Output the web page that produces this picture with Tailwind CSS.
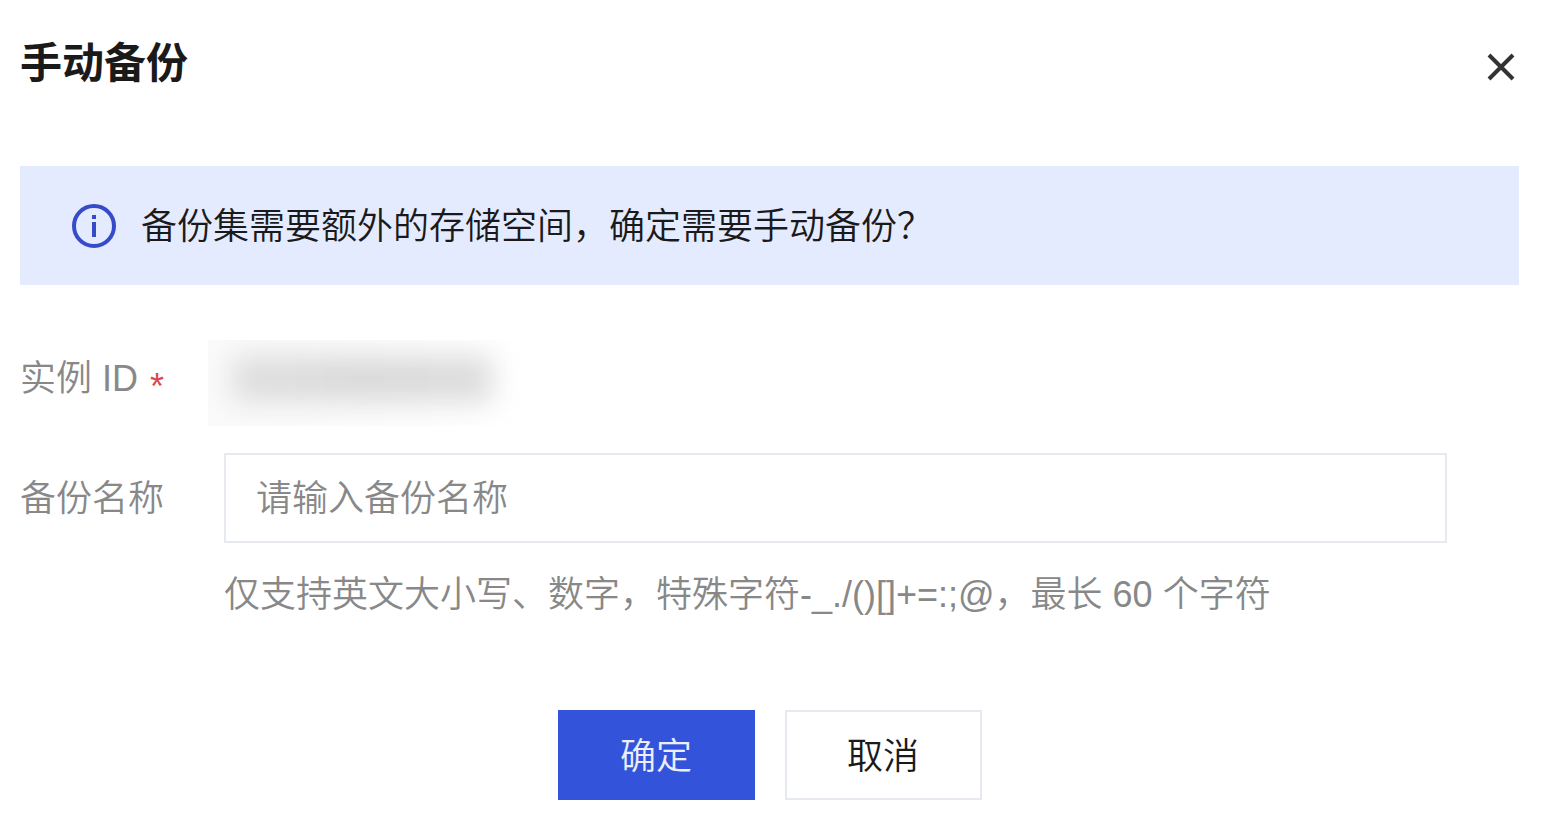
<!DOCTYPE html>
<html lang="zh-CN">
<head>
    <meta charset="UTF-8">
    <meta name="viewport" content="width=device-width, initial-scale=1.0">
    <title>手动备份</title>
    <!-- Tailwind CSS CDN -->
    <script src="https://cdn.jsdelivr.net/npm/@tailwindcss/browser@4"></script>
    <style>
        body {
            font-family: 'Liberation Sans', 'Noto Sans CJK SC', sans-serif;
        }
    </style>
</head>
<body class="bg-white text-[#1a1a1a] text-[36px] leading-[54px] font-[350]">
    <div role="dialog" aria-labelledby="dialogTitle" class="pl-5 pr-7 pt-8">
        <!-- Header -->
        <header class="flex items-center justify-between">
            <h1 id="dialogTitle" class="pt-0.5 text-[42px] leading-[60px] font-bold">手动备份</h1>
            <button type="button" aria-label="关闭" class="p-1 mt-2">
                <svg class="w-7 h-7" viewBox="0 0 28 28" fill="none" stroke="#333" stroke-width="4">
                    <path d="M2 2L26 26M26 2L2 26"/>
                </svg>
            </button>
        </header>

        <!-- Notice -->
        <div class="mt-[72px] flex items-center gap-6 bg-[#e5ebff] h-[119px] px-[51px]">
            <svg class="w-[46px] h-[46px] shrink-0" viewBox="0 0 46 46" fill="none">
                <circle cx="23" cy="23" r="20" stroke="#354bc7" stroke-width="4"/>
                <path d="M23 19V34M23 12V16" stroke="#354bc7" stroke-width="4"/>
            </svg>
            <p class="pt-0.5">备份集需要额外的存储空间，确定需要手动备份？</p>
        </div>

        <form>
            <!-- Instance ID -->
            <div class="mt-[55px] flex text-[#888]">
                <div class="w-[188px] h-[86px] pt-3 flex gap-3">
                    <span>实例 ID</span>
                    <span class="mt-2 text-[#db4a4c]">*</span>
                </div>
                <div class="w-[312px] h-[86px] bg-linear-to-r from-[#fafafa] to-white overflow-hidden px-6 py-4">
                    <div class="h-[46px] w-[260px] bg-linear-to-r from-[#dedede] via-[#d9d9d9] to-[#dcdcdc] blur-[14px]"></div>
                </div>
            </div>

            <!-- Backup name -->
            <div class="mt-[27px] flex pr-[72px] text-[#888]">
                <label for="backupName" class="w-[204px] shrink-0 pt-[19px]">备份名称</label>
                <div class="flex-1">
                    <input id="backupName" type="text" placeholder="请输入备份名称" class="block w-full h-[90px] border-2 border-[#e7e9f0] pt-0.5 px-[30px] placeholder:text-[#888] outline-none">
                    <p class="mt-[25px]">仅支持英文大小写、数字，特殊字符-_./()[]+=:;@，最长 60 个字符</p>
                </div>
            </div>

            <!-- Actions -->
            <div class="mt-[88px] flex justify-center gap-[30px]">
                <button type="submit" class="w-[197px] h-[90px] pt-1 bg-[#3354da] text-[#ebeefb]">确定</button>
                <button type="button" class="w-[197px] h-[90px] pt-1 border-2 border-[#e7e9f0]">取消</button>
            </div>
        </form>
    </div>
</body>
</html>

::::::

INSTRUCTION → Go through the listing above and write it out again exactly, dropping the pictures.

SOLUTION FOR THIS PROBLEM →
Output the web page that produces this picture with Tailwind CSS.
<!DOCTYPE html>
<html lang="zh-CN">
<head>
    <meta charset="UTF-8">
    <meta name="viewport" content="width=device-width, initial-scale=1.0">
    <title>手动备份</title>
    <!-- Tailwind CSS CDN -->
    <script src="https://cdn.jsdelivr.net/npm/@tailwindcss/browser@4"></script>
    <style>
        body {
            font-family: 'Liberation Sans', 'Noto Sans CJK SC', sans-serif;
        }
    </style>
</head>
<body class="bg-white text-[#1a1a1a] text-[36px] leading-[54px] font-[350]">
    <div role="dialog" aria-labelledby="dialogTitle" class="pl-5 pr-7 pt-8">
        <!-- Header -->
        <header class="flex items-center justify-between">
            <h1 id="dialogTitle" class="pt-0.5 text-[42px] leading-[60px] font-bold">手动备份</h1>
            <button type="button" aria-label="关闭" class="p-1 mt-2">
                <svg class="w-7 h-7" viewBox="0 0 28 28" fill="none" stroke="#333" stroke-width="4">
                    <path d="M2 2L26 26M26 2L2 26"/>
                </svg>
            </button>
        </header>

        <!-- Notice -->
        <div class="mt-[72px] flex items-center gap-6 bg-[#e5ebff] h-[119px] px-[51px]">
            <svg class="w-[46px] h-[46px] shrink-0" viewBox="0 0 46 46" fill="none">
                <circle cx="23" cy="23" r="20" stroke="#354bc7" stroke-width="4"/>
                <path d="M23 19V34M23 12V16" stroke="#354bc7" stroke-width="4"/>
            </svg>
            <p class="pt-0.5">备份集需要额外的存储空间，确定需要手动备份？</p>
        </div>

        <form>
            <!-- Instance ID -->
            <div class="mt-[55px] flex text-[#888]">
                <div class="w-[188px] h-[86px] pt-3 flex gap-3">
                    <span>实例 ID</span>
                    <span class="mt-2 text-[#db4a4c]">*</span>
                </div>
                <div class="w-[312px] h-[86px] bg-linear-to-r from-[#fafafa] to-white overflow-hidden px-6 py-4">
                    <div class="h-[46px] w-[260px] bg-linear-to-r from-[#dedede] via-[#d9d9d9] to-[#dcdcdc] blur-[14px]"></div>
                </div>
            </div>

            <!-- Backup name -->
            <div class="mt-[27px] flex pr-[72px] text-[#888]">
                <label for="backupName" class="w-[204px] shrink-0 pt-[19px]">备份名称</label>
                <div class="flex-1">
                    <input id="backupName" type="text" placeholder="请输入备份名称" class="block w-full h-[90px] border-2 border-[#e7e9f0] pt-0.5 px-[30px] placeholder:text-[#888] outline-none">
                    <p class="mt-[25px]">仅支持英文大小写、数字，特殊字符-_./()[]+=:;@，最长 60 个字符</p>
                </div>
            </div>

            <!-- Actions -->
            <div class="mt-[88px] flex justify-center gap-[30px]">
                <button type="submit" class="w-[197px] h-[90px] pt-1 bg-[#3354da] text-[#ebeefb]">确定</button>
                <button type="button" class="w-[197px] h-[90px] pt-1 border-2 border-[#e7e9f0]">取消</button>
            </div>
        </form>
    </div>
</body>
</html>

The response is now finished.